Would you print the records below from the first line through the line containing "const chev = (size: number, color: string)", skipping the pictures?

#### Records supplied ####

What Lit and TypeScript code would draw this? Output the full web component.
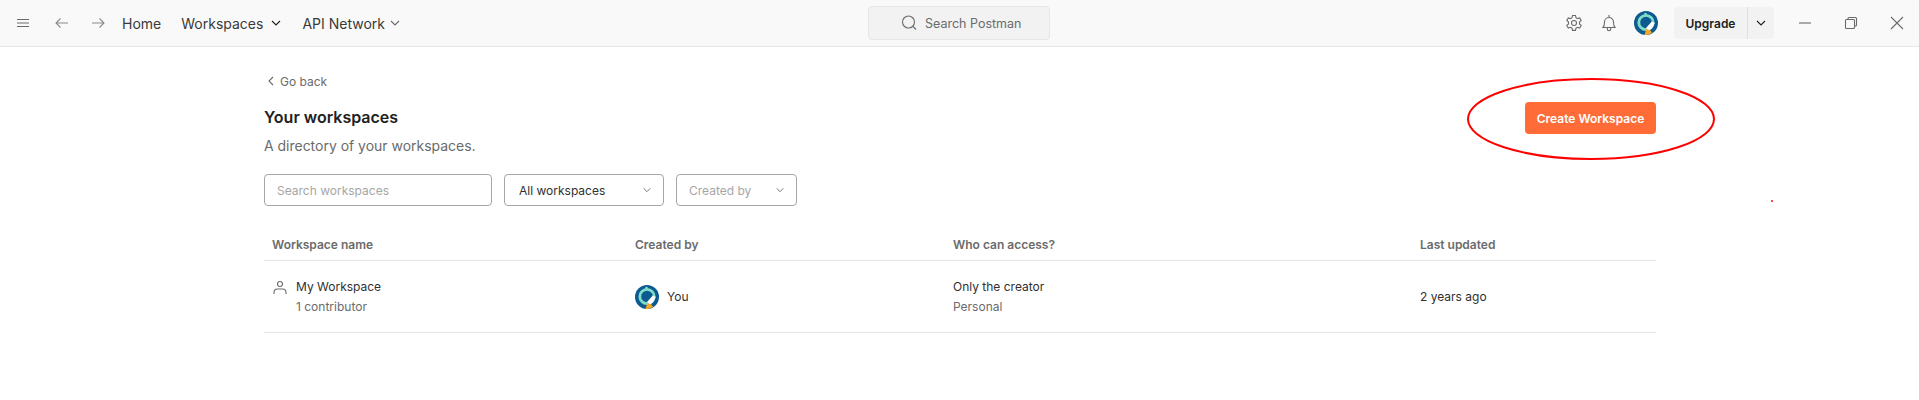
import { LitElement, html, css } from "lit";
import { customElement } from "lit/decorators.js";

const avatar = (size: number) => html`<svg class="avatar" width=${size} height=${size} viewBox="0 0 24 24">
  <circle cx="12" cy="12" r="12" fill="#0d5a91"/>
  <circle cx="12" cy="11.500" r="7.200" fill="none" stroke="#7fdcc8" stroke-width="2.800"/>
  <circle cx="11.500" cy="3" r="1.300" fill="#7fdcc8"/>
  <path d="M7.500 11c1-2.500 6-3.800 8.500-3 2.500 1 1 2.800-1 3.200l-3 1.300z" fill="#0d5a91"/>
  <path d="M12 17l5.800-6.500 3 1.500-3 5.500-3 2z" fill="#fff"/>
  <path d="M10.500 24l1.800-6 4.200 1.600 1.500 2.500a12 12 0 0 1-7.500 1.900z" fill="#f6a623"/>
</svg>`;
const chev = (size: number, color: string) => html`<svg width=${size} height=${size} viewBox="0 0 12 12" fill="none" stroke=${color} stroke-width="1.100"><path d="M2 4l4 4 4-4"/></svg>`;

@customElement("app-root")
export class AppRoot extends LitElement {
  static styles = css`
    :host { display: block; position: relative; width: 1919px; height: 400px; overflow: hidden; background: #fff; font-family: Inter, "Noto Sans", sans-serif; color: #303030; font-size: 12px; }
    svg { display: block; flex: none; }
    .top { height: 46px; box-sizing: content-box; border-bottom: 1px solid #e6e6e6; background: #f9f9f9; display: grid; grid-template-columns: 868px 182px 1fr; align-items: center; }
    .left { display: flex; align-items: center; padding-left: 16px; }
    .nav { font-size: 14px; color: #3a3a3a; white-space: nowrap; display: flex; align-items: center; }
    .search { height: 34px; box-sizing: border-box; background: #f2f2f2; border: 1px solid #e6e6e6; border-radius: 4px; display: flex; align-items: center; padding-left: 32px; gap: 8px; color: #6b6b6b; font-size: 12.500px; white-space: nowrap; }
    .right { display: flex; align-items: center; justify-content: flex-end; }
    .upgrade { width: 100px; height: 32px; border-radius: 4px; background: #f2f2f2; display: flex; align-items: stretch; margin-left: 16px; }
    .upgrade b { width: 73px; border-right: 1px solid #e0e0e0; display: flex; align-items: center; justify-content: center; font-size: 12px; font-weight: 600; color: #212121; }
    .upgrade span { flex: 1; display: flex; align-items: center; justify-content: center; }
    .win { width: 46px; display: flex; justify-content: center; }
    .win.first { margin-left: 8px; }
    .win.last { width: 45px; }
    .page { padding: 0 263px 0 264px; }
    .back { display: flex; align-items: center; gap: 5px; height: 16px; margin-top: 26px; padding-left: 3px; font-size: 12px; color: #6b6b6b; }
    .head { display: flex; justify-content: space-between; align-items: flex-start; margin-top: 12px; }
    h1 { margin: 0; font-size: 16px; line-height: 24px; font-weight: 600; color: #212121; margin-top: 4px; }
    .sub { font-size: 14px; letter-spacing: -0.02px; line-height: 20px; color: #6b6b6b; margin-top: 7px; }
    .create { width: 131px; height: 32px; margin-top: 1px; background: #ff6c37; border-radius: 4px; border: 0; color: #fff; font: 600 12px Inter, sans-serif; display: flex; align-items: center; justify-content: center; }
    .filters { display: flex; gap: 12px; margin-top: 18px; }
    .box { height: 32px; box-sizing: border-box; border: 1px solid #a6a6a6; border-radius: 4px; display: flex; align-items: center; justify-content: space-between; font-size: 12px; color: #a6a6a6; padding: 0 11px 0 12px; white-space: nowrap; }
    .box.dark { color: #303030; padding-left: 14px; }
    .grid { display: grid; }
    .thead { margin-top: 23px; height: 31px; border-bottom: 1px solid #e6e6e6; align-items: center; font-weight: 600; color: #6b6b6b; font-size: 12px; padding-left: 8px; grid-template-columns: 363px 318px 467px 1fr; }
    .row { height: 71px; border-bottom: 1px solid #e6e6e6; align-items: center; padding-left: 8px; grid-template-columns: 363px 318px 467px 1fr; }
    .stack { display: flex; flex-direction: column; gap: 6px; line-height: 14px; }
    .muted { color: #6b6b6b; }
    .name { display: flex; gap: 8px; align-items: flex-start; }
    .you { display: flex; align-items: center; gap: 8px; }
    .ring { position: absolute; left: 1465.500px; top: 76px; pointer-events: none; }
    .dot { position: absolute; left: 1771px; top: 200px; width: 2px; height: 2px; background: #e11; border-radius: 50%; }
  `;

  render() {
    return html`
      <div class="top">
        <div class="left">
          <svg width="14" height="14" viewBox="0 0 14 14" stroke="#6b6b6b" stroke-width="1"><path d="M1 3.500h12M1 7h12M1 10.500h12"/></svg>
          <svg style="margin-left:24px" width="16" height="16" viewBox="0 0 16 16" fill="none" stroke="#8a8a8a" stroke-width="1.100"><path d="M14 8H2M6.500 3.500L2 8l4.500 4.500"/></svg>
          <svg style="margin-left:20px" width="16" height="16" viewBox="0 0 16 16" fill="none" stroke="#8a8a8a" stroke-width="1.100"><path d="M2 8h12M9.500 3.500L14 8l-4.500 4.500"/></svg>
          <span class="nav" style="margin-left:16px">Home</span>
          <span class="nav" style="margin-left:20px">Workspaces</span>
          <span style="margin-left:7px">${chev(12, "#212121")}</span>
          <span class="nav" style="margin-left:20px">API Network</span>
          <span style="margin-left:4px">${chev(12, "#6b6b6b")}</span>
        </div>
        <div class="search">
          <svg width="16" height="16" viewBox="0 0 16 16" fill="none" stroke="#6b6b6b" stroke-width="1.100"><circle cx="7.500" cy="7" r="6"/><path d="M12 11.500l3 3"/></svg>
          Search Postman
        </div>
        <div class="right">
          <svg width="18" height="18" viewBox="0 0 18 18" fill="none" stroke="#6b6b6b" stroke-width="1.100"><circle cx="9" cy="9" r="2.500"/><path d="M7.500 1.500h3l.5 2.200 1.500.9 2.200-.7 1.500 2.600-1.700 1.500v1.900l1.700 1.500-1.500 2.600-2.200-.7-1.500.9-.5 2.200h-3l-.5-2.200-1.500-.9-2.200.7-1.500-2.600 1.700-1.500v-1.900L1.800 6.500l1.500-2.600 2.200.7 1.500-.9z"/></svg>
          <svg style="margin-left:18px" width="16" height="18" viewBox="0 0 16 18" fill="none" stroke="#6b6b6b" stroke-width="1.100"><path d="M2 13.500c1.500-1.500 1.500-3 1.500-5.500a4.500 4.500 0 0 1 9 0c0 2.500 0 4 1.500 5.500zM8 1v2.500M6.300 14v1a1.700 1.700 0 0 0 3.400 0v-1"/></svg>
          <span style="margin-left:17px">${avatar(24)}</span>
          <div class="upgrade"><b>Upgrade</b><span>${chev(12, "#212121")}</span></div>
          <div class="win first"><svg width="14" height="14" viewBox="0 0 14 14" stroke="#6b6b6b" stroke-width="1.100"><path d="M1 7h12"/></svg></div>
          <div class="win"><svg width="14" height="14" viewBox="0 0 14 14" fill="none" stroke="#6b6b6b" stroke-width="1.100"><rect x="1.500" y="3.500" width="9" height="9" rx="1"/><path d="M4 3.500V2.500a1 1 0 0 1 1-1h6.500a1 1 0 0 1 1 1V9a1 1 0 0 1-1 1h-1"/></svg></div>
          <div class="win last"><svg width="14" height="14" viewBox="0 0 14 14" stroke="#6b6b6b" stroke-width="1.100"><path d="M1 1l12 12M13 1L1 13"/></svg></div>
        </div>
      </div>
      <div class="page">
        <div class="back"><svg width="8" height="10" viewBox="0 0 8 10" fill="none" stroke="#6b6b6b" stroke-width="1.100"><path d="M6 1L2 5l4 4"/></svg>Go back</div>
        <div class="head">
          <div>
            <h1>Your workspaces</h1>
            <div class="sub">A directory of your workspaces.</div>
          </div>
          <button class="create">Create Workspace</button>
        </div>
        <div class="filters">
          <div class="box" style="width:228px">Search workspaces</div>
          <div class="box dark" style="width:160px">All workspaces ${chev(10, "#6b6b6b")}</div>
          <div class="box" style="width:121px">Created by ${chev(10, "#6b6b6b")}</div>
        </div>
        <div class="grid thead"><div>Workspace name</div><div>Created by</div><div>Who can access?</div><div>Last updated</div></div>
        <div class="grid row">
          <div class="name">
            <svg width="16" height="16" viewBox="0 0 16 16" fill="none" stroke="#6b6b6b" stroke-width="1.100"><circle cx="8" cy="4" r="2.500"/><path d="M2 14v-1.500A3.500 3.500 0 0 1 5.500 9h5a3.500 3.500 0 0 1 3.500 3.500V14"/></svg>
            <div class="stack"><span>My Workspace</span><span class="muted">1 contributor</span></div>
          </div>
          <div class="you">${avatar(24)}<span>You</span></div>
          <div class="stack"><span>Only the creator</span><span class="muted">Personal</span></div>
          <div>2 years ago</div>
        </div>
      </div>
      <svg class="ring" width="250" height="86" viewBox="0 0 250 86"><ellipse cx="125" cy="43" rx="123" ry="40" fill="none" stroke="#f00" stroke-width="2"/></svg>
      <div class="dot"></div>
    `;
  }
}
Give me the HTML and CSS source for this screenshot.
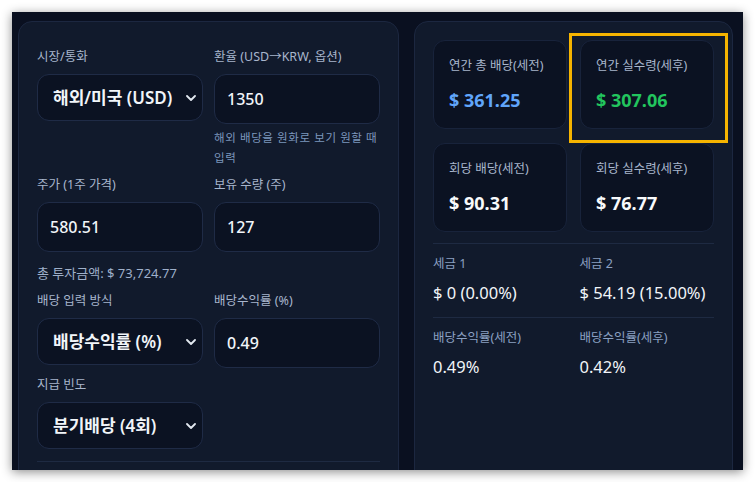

####

### Exercise solution
What Lit and TypeScript code would draw this? Output the full web component.
import { LitElement, html, css } from "lit";
import { customElement } from "lit/decorators.js";

const avatar = (size: number) => html`<svg class="avatar" width=${size} height=${size} viewBox="0 0 24 24">
  <circle cx="12" cy="12" r="12" fill="#0d5a91"/>
  <circle cx="12" cy="11.500" r="7.200" fill="none" stroke="#7fdcc8" stroke-width="2.800"/>
  <circle cx="11.500" cy="3" r="1.300" fill="#7fdcc8"/>
  <path d="M7.500 11c1-2.500 6-3.800 8.500-3 2.500 1 1 2.800-1 3.200l-3 1.300z" fill="#0d5a91"/>
  <path d="M12 17l5.800-6.500 3 1.500-3 5.500-3 2z" fill="#fff"/>
  <path d="M10.500 24l1.800-6 4.200 1.600 1.500 2.500a12 12 0 0 1-7.500 1.900z" fill="#f6a623"/>
</svg>`;
const chev = (size: number, color: string) => html`<svg width=${size} height=${size} viewBox="0 0 12 12" fill="none" stroke=${color} stroke-width="1.100"><path d="M2 4l4 4 4-4"/></svg>`;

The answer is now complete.